_Your goal_
Pictures stay out of the copy; set down each line of the listing below exactly.

_Data provided_
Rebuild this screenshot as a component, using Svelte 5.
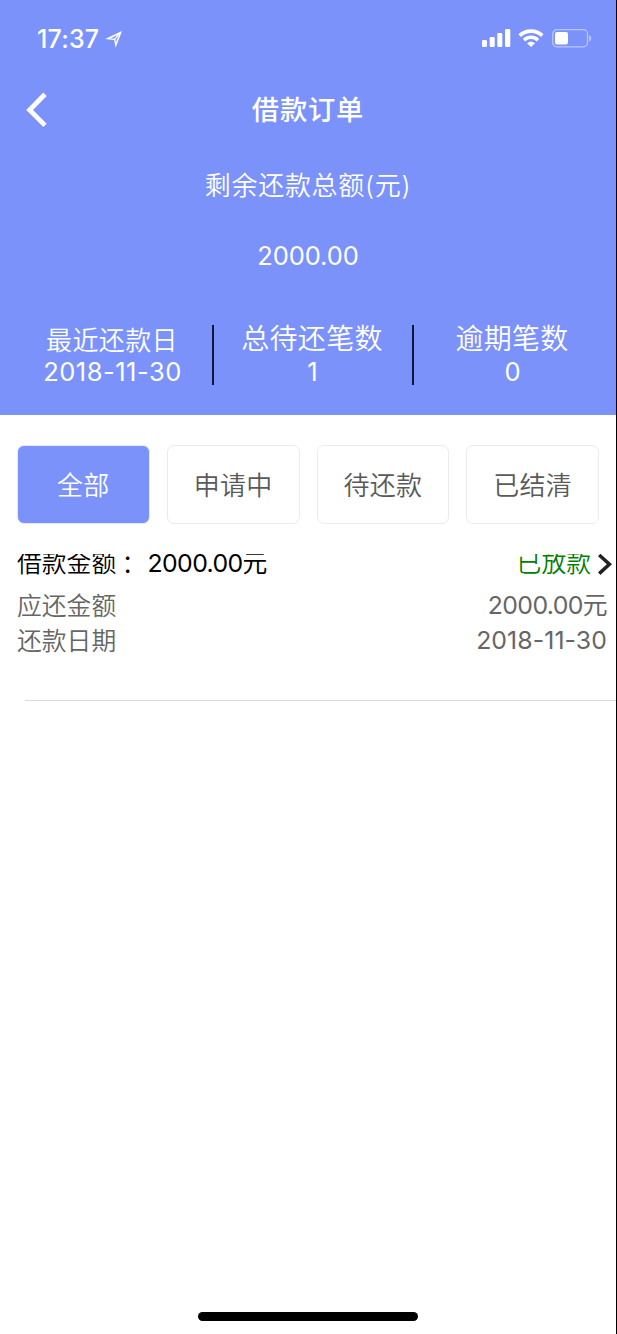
<script>
  const stats = [
    { label: '最近还款日', value: '2018-11-30', kind: 'date' },
    { label: '总待还笔数', value: '1', kind: 'count' },
    { label: '逾期笔数', value: '0', kind: 'count' }
  ];
  const tabs = ['全部', '申请中', '待还款', '已结清'];
  let active = $state(0);
</script>

<div class="screen">
  <header>
    <div class="status">
      <div class="clock">
        <span class="time">17:37</span>
        <svg width="18" height="18" viewBox="0 0 18 18">
          <path fill-rule="evenodd" d="M.2 9 17 1 10.6 17.8 9.1 10ZM5.4 8.5 10.3 8.8 10.9 12.2 14.2 4.3Z" fill="#fff" />
          <path d="M9.6 9.4 15.6 2.4" stroke="#fff" stroke-width="1.2" />
        </svg>
      </div>
      <div class="indicators">
        <svg width="29" height="18" viewBox="0 0 29 18" fill="#fff">
          <rect x="0" y="11" width="5" height="7" rx="1.3" />
          <rect x="7.7" y="8" width="5" height="10" rx="1.3" />
          <rect x="15.3" y="4" width="5" height="14" rx="1.3" />
          <rect x="23" y="0" width="5.3" height="18" rx="1.3" />
        </svg>
        <svg class="wifi" width="26" height="18" viewBox="0 0 26 18">
          <path d="M1.7 6.6C8 .5 18 .5 24.3 6.6" fill="none" stroke="#fff" stroke-width="3.7" />
          <path d="M6 11.2C10 7.4 16 7.4 20 11.2" fill="none" stroke="#fff" stroke-width="3.5" />
          <path d="M9 14.2C11.3 12.1 14.7 12.1 17 14.2L13 18Z" fill="#fff" />
        </svg>
        <svg class="battery" width="40" height="19" viewBox="0 0 40 19">
          <rect x=".7" y=".7" width="34.8" height="17.2" rx="4.4" fill="none" stroke="#b9c5fe" stroke-width="1.3" />
          <rect x="3" y="3" width="13" height="12.4" rx="2" fill="#fff" />
          <path d="M37.2 6.2C40 7 40 11.6 37.2 12.4Z" fill="#b9c5fe" />
        </svg>
      </div>
    </div>

    <nav>
      <button class="back" aria-label="返回">
        <svg width="24" height="38" viewBox="0 0 24 38">
          <path d="M20 3.2 4.6 19 20 34.4" fill="none" stroke="#fff" stroke-width="4.8" />
        </svg>
      </button>
      <h1>借款订单</h1>
    </nav>

    <div class="total-label">剩余还款总额(元)</div>
    <div class="total">2000.00</div>

    <div class="stats">
      {#each stats as s}
        <div class="stat {s.kind}">
          <div class="label">{s.label}</div>
          <div class="value">{s.value}</div>
        </div>
      {/each}
    </div>
  </header>

  <div class="tabs">
    {#each tabs as tab, i}
      <button class="tab" class:active={active === i} onclick={() => (active = i)}>{tab}</button>
    {/each}
  </div>

  <main>
    <article>
      <div class="row head">
        <div><span>借款金额</span><span class="colon">：</span><span class="amount">2000.00元</span></div>
        <div class="state">
          <span>已放款</span>
          <svg width="16" height="22" viewBox="0 0 16 22">
            <path d="M2.2 1 12.4 10.2 2.2 19.6" fill="none" stroke="#222" stroke-width="3.5" />
          </svg>
        </div>
      </div>
      <div class="row"><span>应还金额</span><span class="money">2000.00元</span></div>
      <div class="row"><span>还款日期</span><span class="due">2018-11-30</span></div>
    </article>
  </main>

  <footer><div class="home"></div></footer>
</div>

<style>
  .screen {
    box-sizing: border-box;
    width: 617px;
    height: 1334px;
    display: flex;
    flex-direction: column;
    background: #fff;
    border-right: 1px solid #000;
    font-family: Inter, 'Noto Sans CJK SC', sans-serif;
    font-weight: 350;
    white-space: nowrap;
    overflow: hidden;
  }
  button {
    font: inherit;
    padding: 0;
    border: 0;
    background: none;
  }
  svg { display: block; flex: none; }
  header {
    height: 414.5px;
    flex: none;
    background: #7c92fb;
    color: #fff;
    text-align: center;
  }
  .status {
    box-sizing: border-box;
    height: 76px;
    padding: 0 24px 0 37px;
    display: flex;
    align-items: center;
    justify-content: space-between;
  }
  .clock, .indicators { display: flex; align-items: center; }
  .clock { gap: 6px; padding-top: 1px; }
  .time { font-size: 25px; font-weight: 550; line-height: 30px; letter-spacing: .2px; }
  .wifi { margin-left: 7px; }
  .battery { margin-left: 8px; }
  nav {
    height: 66px;
    display: grid;
    grid-template-columns: 60px 1fr 60px;
    align-items: center;
  }
  .back { padding: 1px 0 0 25px; }
  h1 { margin: 0; padding-top: 3px; font-size: 27.3px; font-weight: 500; line-height: 40px; letter-spacing: .8px; }
  .total-label { height: 86px; font-size: 26px; line-height: 88px; letter-spacing: .7px; }
  .total { font-size: 25.5px; line-height: 56px; font-weight: 400; letter-spacing: -.1px; }
  .stats {
    display: grid;
    grid-template-columns: repeat(3, 200px);
    padding: 40.5px 0 0 14px;
  }
  .stat {
    box-sizing: border-box;
    height: 60px;
    border-right: 2px solid #10163a;
  }
  .stat:last-child { border-color: transparent; }
  .label { margin-left: -2px; font-size: 28px; line-height: 29px; letter-spacing: .3px; }
  .value { margin-left: -1px; font-size: 25.5px; line-height: 36px; font-weight: 400; }
  .date .label { margin-left: -2px; font-size: 26px; line-height: 32px; letter-spacing: .4px; }
  .date .value { margin-left: -1px; line-height: 29px; letter-spacing: .5px; }
  .tabs {
    display: grid;
    grid-template-columns: repeat(4, 1fr);
    gap: 17px;
    padding: 30.5px 17px 0;
  }
  .tab {
    height: 79px;
    padding-bottom: 2px;
    border: 1.5px solid #ebebee;
    border-radius: 7px;
    color: #5a5a5a;
    font-size: 26px;
    letter-spacing: .3px;
  }
  .tab.active { background: #7c92fb; border-color: #e6eaff; color: #fff; }
  main { flex: 1; padding-top: 30px; }
  article {
    height: 146px;
    margin-left: 25px;
    border-bottom: 1px solid #ddd;
  }
  .row {
    display: flex;
    justify-content: space-between;
    margin-left: -8px;
    padding-right: 9px;
    height: 35px;
    line-height: 35px;
    font-size: 24.8px;
    color: #666;
  }
  .row > span:first-child { line-height: 36px; }
  .row.head {
    height: 34px;
    line-height: 19px;
    padding-right: 3px;
    color: #000;
    overflow: hidden;
  }
  .colon { margin-left: -1px; font-family: 'Noto Sans CJK TC', sans-serif; line-height: 1px; vertical-align: -2px; }
  .amount { margin-left: 7.5px; }
  .amount, .money { font-weight: 400; letter-spacing: -.6px; }
  .due { font-weight: 400; letter-spacing: .1px; }
  .state { display: flex; gap: 6px; color: #008000; }
  footer { height: 22px; display: flex; justify-content: center; }
  .home { width: 220px; height: 9px; border-radius: 5px; background: #000; }
</style>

_Solution to this exercise_
Rebuild this screenshot as a component, using Svelte 5.
<script>
  const stats = [
    { label: '最近还款日', value: '2018-11-30', kind: 'date' },
    { label: '总待还笔数', value: '1', kind: 'count' },
    { label: '逾期笔数', value: '0', kind: 'count' }
  ];
  const tabs = ['全部', '申请中', '待还款', '已结清'];
  let active = $state(0);
</script>

<div class="screen">
  <header>
    <div class="status">
      <div class="clock">
        <span class="time">17:37</span>
        <svg width="18" height="18" viewBox="0 0 18 18">
          <path fill-rule="evenodd" d="M.2 9 17 1 10.6 17.8 9.1 10ZM5.4 8.5 10.3 8.8 10.9 12.2 14.2 4.3Z" fill="#fff" />
          <path d="M9.6 9.4 15.6 2.4" stroke="#fff" stroke-width="1.2" />
        </svg>
      </div>
      <div class="indicators">
        <svg width="29" height="18" viewBox="0 0 29 18" fill="#fff">
          <rect x="0" y="11" width="5" height="7" rx="1.3" />
          <rect x="7.7" y="8" width="5" height="10" rx="1.3" />
          <rect x="15.3" y="4" width="5" height="14" rx="1.3" />
          <rect x="23" y="0" width="5.3" height="18" rx="1.3" />
        </svg>
        <svg class="wifi" width="26" height="18" viewBox="0 0 26 18">
          <path d="M1.7 6.6C8 .5 18 .5 24.3 6.6" fill="none" stroke="#fff" stroke-width="3.7" />
          <path d="M6 11.2C10 7.4 16 7.4 20 11.2" fill="none" stroke="#fff" stroke-width="3.5" />
          <path d="M9 14.2C11.3 12.1 14.7 12.1 17 14.2L13 18Z" fill="#fff" />
        </svg>
        <svg class="battery" width="40" height="19" viewBox="0 0 40 19">
          <rect x=".7" y=".7" width="34.8" height="17.2" rx="4.4" fill="none" stroke="#b9c5fe" stroke-width="1.3" />
          <rect x="3" y="3" width="13" height="12.4" rx="2" fill="#fff" />
          <path d="M37.2 6.2C40 7 40 11.6 37.2 12.4Z" fill="#b9c5fe" />
        </svg>
      </div>
    </div>

    <nav>
      <button class="back" aria-label="返回">
        <svg width="24" height="38" viewBox="0 0 24 38">
          <path d="M20 3.2 4.6 19 20 34.4" fill="none" stroke="#fff" stroke-width="4.8" />
        </svg>
      </button>
      <h1>借款订单</h1>
    </nav>

    <div class="total-label">剩余还款总额(元)</div>
    <div class="total">2000.00</div>

    <div class="stats">
      {#each stats as s}
        <div class="stat {s.kind}">
          <div class="label">{s.label}</div>
          <div class="value">{s.value}</div>
        </div>
      {/each}
    </div>
  </header>

  <div class="tabs">
    {#each tabs as tab, i}
      <button class="tab" class:active={active === i} onclick={() => (active = i)}>{tab}</button>
    {/each}
  </div>

  <main>
    <article>
      <div class="row head">
        <div><span>借款金额</span><span class="colon">：</span><span class="amount">2000.00元</span></div>
        <div class="state">
          <span>已放款</span>
          <svg width="16" height="22" viewBox="0 0 16 22">
            <path d="M2.2 1 12.4 10.2 2.2 19.6" fill="none" stroke="#222" stroke-width="3.5" />
          </svg>
        </div>
      </div>
      <div class="row"><span>应还金额</span><span class="money">2000.00元</span></div>
      <div class="row"><span>还款日期</span><span class="due">2018-11-30</span></div>
    </article>
  </main>

  <footer><div class="home"></div></footer>
</div>

<style>
  .screen {
    box-sizing: border-box;
    width: 617px;
    height: 1334px;
    display: flex;
    flex-direction: column;
    background: #fff;
    border-right: 1px solid #000;
    font-family: Inter, 'Noto Sans CJK SC', sans-serif;
    font-weight: 350;
    white-space: nowrap;
    overflow: hidden;
  }
  button {
    font: inherit;
    padding: 0;
    border: 0;
    background: none;
  }
  svg { display: block; flex: none; }
  header {
    height: 414.5px;
    flex: none;
    background: #7c92fb;
    color: #fff;
    text-align: center;
  }
  .status {
    box-sizing: border-box;
    height: 76px;
    padding: 0 24px 0 37px;
    display: flex;
    align-items: center;
    justify-content: space-between;
  }
  .clock, .indicators { display: flex; align-items: center; }
  .clock { gap: 6px; padding-top: 1px; }
  .time { font-size: 25px; font-weight: 550; line-height: 30px; letter-spacing: .2px; }
  .wifi { margin-left: 7px; }
  .battery { margin-left: 8px; }
  nav {
    height: 66px;
    display: grid;
    grid-template-columns: 60px 1fr 60px;
    align-items: center;
  }
  .back { padding: 1px 0 0 25px; }
  h1 { margin: 0; padding-top: 3px; font-size: 27.3px; font-weight: 500; line-height: 40px; letter-spacing: .8px; }
  .total-label { height: 86px; font-size: 26px; line-height: 88px; letter-spacing: .7px; }
  .total { font-size: 25.5px; line-height: 56px; font-weight: 400; letter-spacing: -.1px; }
  .stats {
    display: grid;
    grid-template-columns: repeat(3, 200px);
    padding: 40.5px 0 0 14px;
  }
  .stat {
    box-sizing: border-box;
    height: 60px;
    border-right: 2px solid #10163a;
  }
  .stat:last-child { border-color: transparent; }
  .label { margin-left: -2px; font-size: 28px; line-height: 29px; letter-spacing: .3px; }
  .value { margin-left: -1px; font-size: 25.5px; line-height: 36px; font-weight: 400; }
  .date .label { margin-left: -2px; font-size: 26px; line-height: 32px; letter-spacing: .4px; }
  .date .value { margin-left: -1px; line-height: 29px; letter-spacing: .5px; }
  .tabs {
    display: grid;
    grid-template-columns: repeat(4, 1fr);
    gap: 17px;
    padding: 30.5px 17px 0;
  }
  .tab {
    height: 79px;
    padding-bottom: 2px;
    border: 1.5px solid #ebebee;
    border-radius: 7px;
    color: #5a5a5a;
    font-size: 26px;
    letter-spacing: .3px;
  }
  .tab.active { background: #7c92fb; border-color: #e6eaff; color: #fff; }
  main { flex: 1; padding-top: 30px; }
  article {
    height: 146px;
    margin-left: 25px;
    border-bottom: 1px solid #ddd;
  }
  .row {
    display: flex;
    justify-content: space-between;
    margin-left: -8px;
    padding-right: 9px;
    height: 35px;
    line-height: 35px;
    font-size: 24.8px;
    color: #666;
  }
  .row > span:first-child { line-height: 36px; }
  .row.head {
    height: 34px;
    line-height: 19px;
    padding-right: 3px;
    color: #000;
    overflow: hidden;
  }
  .colon { margin-left: -1px; font-family: 'Noto Sans CJK TC', sans-serif; line-height: 1px; vertical-align: -2px; }
  .amount { margin-left: 7.5px; }
  .amount, .money { font-weight: 400; letter-spacing: -.6px; }
  .due { font-weight: 400; letter-spacing: .1px; }
  .state { display: flex; gap: 6px; color: #008000; }
  footer { height: 22px; display: flex; justify-content: center; }
  .home { width: 220px; height: 9px; border-radius: 5px; background: #000; }
</style>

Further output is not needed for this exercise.